→ **Required work**
Each line below is to be written out in full, exactly as shown.

→ **Source data**
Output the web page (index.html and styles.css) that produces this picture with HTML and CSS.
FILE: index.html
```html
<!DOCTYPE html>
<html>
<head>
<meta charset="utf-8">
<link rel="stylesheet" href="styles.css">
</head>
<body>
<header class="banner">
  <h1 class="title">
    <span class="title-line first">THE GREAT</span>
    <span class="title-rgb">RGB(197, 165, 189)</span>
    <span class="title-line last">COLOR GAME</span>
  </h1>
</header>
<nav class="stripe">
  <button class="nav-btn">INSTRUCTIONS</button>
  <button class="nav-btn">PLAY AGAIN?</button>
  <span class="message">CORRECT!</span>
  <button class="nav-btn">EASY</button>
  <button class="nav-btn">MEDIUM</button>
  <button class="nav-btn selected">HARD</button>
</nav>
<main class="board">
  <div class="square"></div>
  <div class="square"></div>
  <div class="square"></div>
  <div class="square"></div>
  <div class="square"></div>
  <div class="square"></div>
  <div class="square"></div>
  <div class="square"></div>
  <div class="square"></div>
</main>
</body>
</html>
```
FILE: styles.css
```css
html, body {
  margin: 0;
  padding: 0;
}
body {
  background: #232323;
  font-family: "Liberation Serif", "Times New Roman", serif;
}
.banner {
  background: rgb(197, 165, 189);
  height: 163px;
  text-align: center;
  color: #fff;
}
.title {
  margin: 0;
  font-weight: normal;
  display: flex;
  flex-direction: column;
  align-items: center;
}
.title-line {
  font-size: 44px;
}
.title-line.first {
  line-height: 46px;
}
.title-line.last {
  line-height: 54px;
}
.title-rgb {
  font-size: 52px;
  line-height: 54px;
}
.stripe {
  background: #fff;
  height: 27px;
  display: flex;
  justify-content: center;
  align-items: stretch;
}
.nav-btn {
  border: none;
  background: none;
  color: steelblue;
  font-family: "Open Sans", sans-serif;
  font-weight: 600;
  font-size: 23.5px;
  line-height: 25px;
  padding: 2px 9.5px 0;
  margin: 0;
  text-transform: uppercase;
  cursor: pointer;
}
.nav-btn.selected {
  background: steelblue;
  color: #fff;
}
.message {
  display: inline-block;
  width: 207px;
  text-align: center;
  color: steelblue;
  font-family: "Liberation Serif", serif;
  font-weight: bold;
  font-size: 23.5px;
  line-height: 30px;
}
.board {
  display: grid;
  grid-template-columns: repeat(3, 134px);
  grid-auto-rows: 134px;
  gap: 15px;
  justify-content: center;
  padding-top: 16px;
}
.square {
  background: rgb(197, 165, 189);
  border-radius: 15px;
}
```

→ **Final answer**
Output the web page (index.html and styles.css) that produces this picture with HTML and CSS.
FILE: index.html
```html
<!DOCTYPE html>
<html>
<head>
<meta charset="utf-8">
<link rel="stylesheet" href="styles.css">
</head>
<body>
<header class="banner">
  <h1 class="title">
    <span class="title-line first">THE GREAT</span>
    <span class="title-rgb">RGB(197, 165, 189)</span>
    <span class="title-line last">COLOR GAME</span>
  </h1>
</header>
<nav class="stripe">
  <button class="nav-btn">INSTRUCTIONS</button>
  <button class="nav-btn">PLAY AGAIN?</button>
  <span class="message">CORRECT!</span>
  <button class="nav-btn">EASY</button>
  <button class="nav-btn">MEDIUM</button>
  <button class="nav-btn selected">HARD</button>
</nav>
<main class="board">
  <div class="square"></div>
  <div class="square"></div>
  <div class="square"></div>
  <div class="square"></div>
  <div class="square"></div>
  <div class="square"></div>
  <div class="square"></div>
  <div class="square"></div>
  <div class="square"></div>
</main>
</body>
</html>
```
FILE: styles.css
```css
html, body {
  margin: 0;
  padding: 0;
}
body {
  background: #232323;
  font-family: "Liberation Serif", "Times New Roman", serif;
}
.banner {
  background: rgb(197, 165, 189);
  height: 163px;
  text-align: center;
  color: #fff;
}
.title {
  margin: 0;
  font-weight: normal;
  display: flex;
  flex-direction: column;
  align-items: center;
}
.title-line {
  font-size: 44px;
}
.title-line.first {
  line-height: 46px;
}
.title-line.last {
  line-height: 54px;
}
.title-rgb {
  font-size: 52px;
  line-height: 54px;
}
.stripe {
  background: #fff;
  height: 27px;
  display: flex;
  justify-content: center;
  align-items: stretch;
}
.nav-btn {
  border: none;
  background: none;
  color: steelblue;
  font-family: "Open Sans", sans-serif;
  font-weight: 600;
  font-size: 23.5px;
  line-height: 25px;
  padding: 2px 9.5px 0;
  margin: 0;
  text-transform: uppercase;
  cursor: pointer;
}
.nav-btn.selected {
  background: steelblue;
  color: #fff;
}
.message {
  display: inline-block;
  width: 207px;
  text-align: center;
  color: steelblue;
  font-family: "Liberation Serif", serif;
  font-weight: bold;
  font-size: 23.5px;
  line-height: 30px;
}
.board {
  display: grid;
  grid-template-columns: repeat(3, 134px);
  grid-auto-rows: 134px;
  gap: 15px;
  justify-content: center;
  padding-top: 16px;
}
.square {
  background: rgb(197, 165, 189);
  border-radius: 15px;
}
```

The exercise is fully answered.